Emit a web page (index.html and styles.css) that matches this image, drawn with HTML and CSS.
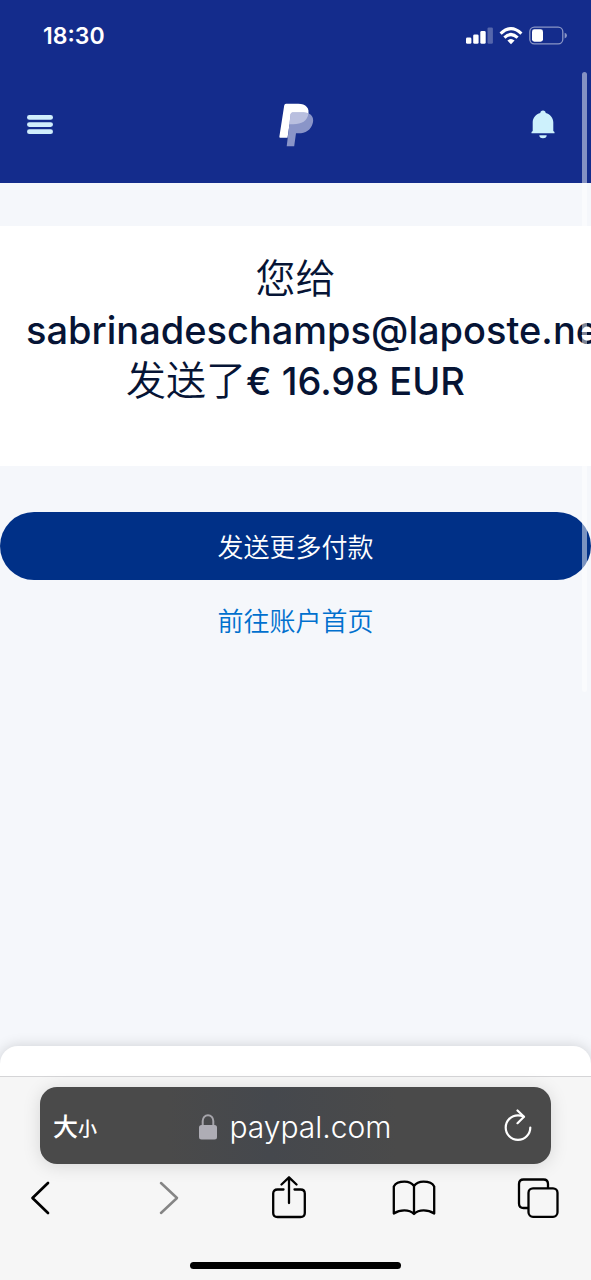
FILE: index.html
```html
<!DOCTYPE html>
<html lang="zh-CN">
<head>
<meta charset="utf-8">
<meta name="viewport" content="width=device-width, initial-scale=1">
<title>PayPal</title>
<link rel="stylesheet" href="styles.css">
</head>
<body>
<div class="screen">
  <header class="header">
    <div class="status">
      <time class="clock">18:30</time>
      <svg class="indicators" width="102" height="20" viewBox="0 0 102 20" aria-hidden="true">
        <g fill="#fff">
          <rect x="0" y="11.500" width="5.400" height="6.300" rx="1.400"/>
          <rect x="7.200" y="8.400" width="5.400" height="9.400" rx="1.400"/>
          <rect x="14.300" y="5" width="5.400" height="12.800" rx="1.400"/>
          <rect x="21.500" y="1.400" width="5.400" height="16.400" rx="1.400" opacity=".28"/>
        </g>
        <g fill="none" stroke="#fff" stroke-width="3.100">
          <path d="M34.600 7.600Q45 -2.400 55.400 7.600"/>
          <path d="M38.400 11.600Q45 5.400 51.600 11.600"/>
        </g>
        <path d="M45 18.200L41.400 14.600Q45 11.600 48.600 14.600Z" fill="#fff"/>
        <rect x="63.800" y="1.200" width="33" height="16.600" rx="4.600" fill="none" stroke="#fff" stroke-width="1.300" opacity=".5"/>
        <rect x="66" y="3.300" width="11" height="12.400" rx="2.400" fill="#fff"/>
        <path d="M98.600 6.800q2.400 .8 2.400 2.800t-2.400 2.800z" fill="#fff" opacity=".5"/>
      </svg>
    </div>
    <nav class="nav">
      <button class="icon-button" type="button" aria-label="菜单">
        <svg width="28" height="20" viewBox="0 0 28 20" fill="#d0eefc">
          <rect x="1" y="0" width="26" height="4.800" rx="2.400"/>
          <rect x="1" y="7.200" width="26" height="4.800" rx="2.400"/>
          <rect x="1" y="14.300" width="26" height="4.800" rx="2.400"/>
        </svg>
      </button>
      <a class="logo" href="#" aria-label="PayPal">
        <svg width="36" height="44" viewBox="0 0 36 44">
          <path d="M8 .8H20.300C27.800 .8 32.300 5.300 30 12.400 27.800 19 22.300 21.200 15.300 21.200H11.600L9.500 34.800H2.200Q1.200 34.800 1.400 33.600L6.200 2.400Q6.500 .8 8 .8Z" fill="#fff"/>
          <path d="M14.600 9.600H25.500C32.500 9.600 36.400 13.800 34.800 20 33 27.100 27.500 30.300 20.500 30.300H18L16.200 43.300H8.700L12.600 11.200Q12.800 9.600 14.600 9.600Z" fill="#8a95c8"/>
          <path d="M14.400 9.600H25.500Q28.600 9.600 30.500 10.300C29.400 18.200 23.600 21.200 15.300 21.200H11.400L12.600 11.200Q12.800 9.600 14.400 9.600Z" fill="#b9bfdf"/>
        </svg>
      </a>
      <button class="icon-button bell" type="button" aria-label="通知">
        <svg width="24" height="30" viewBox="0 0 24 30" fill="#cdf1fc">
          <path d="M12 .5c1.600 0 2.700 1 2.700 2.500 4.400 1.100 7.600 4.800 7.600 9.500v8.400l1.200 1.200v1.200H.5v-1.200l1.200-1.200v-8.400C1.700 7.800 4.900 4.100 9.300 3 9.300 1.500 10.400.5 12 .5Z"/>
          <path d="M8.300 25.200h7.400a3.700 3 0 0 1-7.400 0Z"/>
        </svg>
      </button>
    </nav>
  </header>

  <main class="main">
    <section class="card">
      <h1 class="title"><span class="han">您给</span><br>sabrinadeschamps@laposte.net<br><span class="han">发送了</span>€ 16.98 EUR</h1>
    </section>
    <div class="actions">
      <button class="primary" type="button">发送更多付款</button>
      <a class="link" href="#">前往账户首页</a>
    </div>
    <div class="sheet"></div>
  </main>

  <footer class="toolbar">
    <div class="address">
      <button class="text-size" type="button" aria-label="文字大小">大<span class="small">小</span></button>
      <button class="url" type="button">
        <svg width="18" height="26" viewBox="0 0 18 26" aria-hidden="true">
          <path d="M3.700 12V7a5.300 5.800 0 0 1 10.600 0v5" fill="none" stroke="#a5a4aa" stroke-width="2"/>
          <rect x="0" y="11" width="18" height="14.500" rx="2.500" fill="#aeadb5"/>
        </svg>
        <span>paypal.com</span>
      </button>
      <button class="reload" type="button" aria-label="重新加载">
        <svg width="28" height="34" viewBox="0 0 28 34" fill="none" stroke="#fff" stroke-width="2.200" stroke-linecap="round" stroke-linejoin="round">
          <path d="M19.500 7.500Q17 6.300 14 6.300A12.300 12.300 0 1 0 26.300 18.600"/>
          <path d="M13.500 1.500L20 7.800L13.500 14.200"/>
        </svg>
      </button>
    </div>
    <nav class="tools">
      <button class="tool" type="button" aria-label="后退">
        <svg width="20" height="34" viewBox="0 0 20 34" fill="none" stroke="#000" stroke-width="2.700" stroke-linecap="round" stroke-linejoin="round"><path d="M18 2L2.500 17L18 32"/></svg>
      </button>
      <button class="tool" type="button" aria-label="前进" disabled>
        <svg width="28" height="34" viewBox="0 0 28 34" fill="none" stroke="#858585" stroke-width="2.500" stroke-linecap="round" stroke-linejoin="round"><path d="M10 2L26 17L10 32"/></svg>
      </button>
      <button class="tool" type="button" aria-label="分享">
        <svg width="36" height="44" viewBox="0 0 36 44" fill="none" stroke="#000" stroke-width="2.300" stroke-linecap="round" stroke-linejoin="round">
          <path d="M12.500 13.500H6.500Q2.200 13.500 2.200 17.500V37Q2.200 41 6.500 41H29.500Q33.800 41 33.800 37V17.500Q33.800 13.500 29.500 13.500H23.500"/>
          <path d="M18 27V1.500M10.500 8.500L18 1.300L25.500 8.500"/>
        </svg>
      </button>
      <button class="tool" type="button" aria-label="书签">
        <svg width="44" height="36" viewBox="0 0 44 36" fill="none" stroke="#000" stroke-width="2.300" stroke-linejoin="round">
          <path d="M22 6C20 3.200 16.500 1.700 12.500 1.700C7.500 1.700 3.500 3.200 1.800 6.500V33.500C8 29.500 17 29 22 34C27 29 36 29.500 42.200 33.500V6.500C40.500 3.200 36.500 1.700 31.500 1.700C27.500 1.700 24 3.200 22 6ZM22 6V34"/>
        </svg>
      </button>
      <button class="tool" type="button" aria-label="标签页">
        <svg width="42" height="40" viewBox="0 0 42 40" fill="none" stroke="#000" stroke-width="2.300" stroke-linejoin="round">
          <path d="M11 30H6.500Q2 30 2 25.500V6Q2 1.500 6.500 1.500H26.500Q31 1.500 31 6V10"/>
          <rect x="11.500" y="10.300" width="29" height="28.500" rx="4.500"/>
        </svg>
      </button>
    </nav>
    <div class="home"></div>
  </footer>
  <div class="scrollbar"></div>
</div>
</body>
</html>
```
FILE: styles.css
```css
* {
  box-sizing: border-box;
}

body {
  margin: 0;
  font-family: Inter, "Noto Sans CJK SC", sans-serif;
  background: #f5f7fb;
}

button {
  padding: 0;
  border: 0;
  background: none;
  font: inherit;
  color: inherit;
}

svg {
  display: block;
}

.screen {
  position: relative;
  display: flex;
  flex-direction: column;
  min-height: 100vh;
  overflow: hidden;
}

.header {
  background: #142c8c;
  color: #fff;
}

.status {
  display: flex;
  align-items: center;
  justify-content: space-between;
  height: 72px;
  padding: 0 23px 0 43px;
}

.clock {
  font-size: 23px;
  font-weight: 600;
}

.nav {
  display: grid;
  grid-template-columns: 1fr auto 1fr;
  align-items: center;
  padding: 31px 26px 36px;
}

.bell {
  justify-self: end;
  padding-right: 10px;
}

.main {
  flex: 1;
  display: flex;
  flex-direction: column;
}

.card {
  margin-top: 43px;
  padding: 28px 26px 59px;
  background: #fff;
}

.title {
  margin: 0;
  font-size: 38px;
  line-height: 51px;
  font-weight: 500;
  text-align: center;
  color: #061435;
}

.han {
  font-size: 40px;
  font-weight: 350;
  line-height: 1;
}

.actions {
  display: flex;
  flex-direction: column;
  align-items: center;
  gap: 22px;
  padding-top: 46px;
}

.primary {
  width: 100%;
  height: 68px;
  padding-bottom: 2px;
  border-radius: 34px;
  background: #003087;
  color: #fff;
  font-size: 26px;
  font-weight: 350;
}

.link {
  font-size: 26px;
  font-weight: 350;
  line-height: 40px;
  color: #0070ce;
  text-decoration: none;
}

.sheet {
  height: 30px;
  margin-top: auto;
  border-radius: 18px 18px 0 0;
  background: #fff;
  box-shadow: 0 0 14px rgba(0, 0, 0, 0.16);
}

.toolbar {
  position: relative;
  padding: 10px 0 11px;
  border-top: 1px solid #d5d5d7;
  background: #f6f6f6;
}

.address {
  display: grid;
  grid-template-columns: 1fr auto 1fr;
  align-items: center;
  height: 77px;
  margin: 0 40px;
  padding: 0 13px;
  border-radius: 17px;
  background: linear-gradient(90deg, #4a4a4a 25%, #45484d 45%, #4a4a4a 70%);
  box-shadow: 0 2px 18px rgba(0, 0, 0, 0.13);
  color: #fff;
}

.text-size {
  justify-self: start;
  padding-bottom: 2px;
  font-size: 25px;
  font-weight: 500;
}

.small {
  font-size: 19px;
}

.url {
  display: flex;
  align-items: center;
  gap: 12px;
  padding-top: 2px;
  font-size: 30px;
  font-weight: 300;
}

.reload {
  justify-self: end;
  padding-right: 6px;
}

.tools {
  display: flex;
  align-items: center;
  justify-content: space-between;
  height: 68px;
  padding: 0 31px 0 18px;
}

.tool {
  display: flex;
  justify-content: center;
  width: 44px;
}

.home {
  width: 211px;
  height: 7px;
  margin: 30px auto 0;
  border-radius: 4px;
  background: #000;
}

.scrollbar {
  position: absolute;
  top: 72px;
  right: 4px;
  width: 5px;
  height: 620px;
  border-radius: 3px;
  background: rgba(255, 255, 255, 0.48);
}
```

★ ★ ★

TASK BRIEF |
Only the number is required: the count of lines containing the word "index".

THE RESULT |
2